Are you aware of some of the rules that govern mobility scooters, if not is it possible that you are using the wrong one?

 

mobility scooter going too fast

 

Recently there have been companies offering new types of mobility scooters and it is possible that these will contravene the laws surrounding the use of such vehicles. For instance, the fastest speed of any mobility scooter used in the UK is 8mph and that speed can only legally be used by the road going scooters that have lights, indicators and an audible warning system (a horn). The 8mph speed is only permissible on the roads, not pavements or other pedestrian areas. Also, you must be aware that mobility scooters cannot be driven on dual carriageways or motorways. Some mobility scooters are now capable of going up to 16mph but that is not legal at all on UK roads and so that is a model or models to avoid.

Whilst no one wants to go out in bad weather unprotected, it is important to remember that certain weight limits are also in force with regard to mobility scooters and so if you decide you want one with an enclosed cabin that will keep you warm and dry it is important to ensure that the weight does not exceed 150kg unladen.
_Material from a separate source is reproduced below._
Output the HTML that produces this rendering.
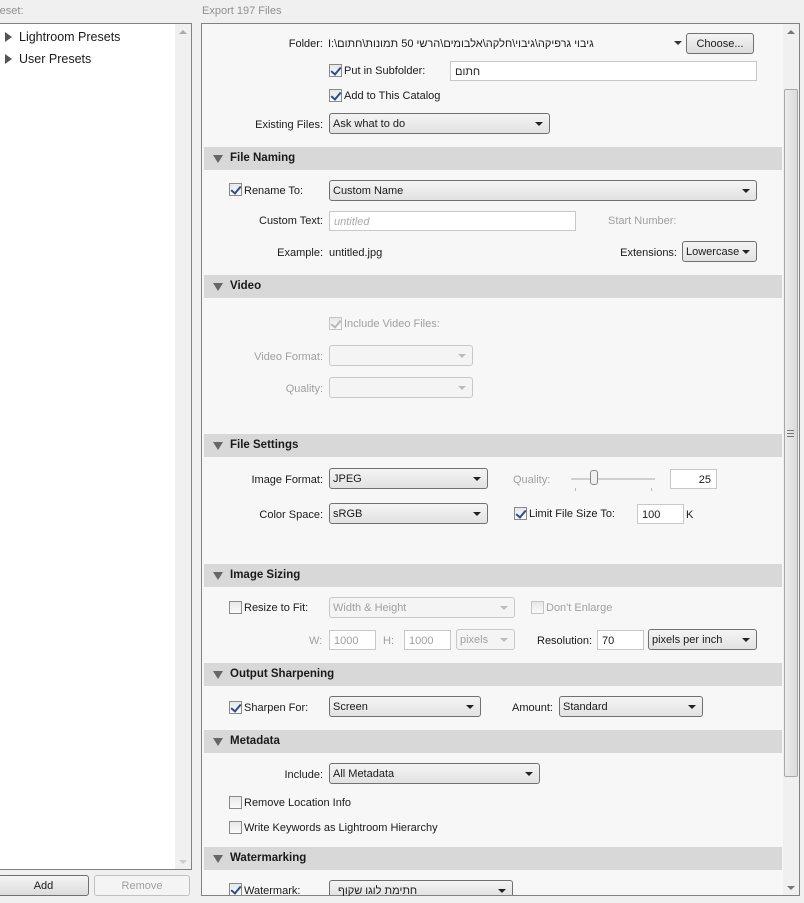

There are again mobility scooters being offered which are 260kg which is above the class 3 unladen weight limit.

Recently I saw mobility scooter that was a 'tandem' version with a person at the front driving and a passenger sat behind him, I thought what a good idea, just  like the very old song " You'd look sweet upon the seat of a mobility scooter made for two" well something like that I hope Daisy will forgive me! However, when I did some research I found out that the UK laws restrict mobility scooters to the carriage of just one person.

Whilst these rules are probably very sensible it is surprising that you can buy or even borrow a mobility scooter or hire one and without any instruction or demonstration you are able to go off on your own. For most people, it will not be a problem but if you have no previous experience of driving it can be very difficult. It would be almost impossible to instigate driving tests for mobility scooter users but for those that I will be supplying shortly, I will make sure that the mobility scooter is delivered and assembled by qualified engineers and demonstrated to the user before they go out on their own.

Finally, as I go on about the law did you know it is required that you register your 'road-going' mobility scooter (that's the ones that can go up to 8mph) with the DVLA? The good thing is it will not cost you anything but be aware the Police are able to ask for the registration documents for your mobility scooter and it could result in a fine if you have not gone through the correct procedures. Don't say I didn't tell you!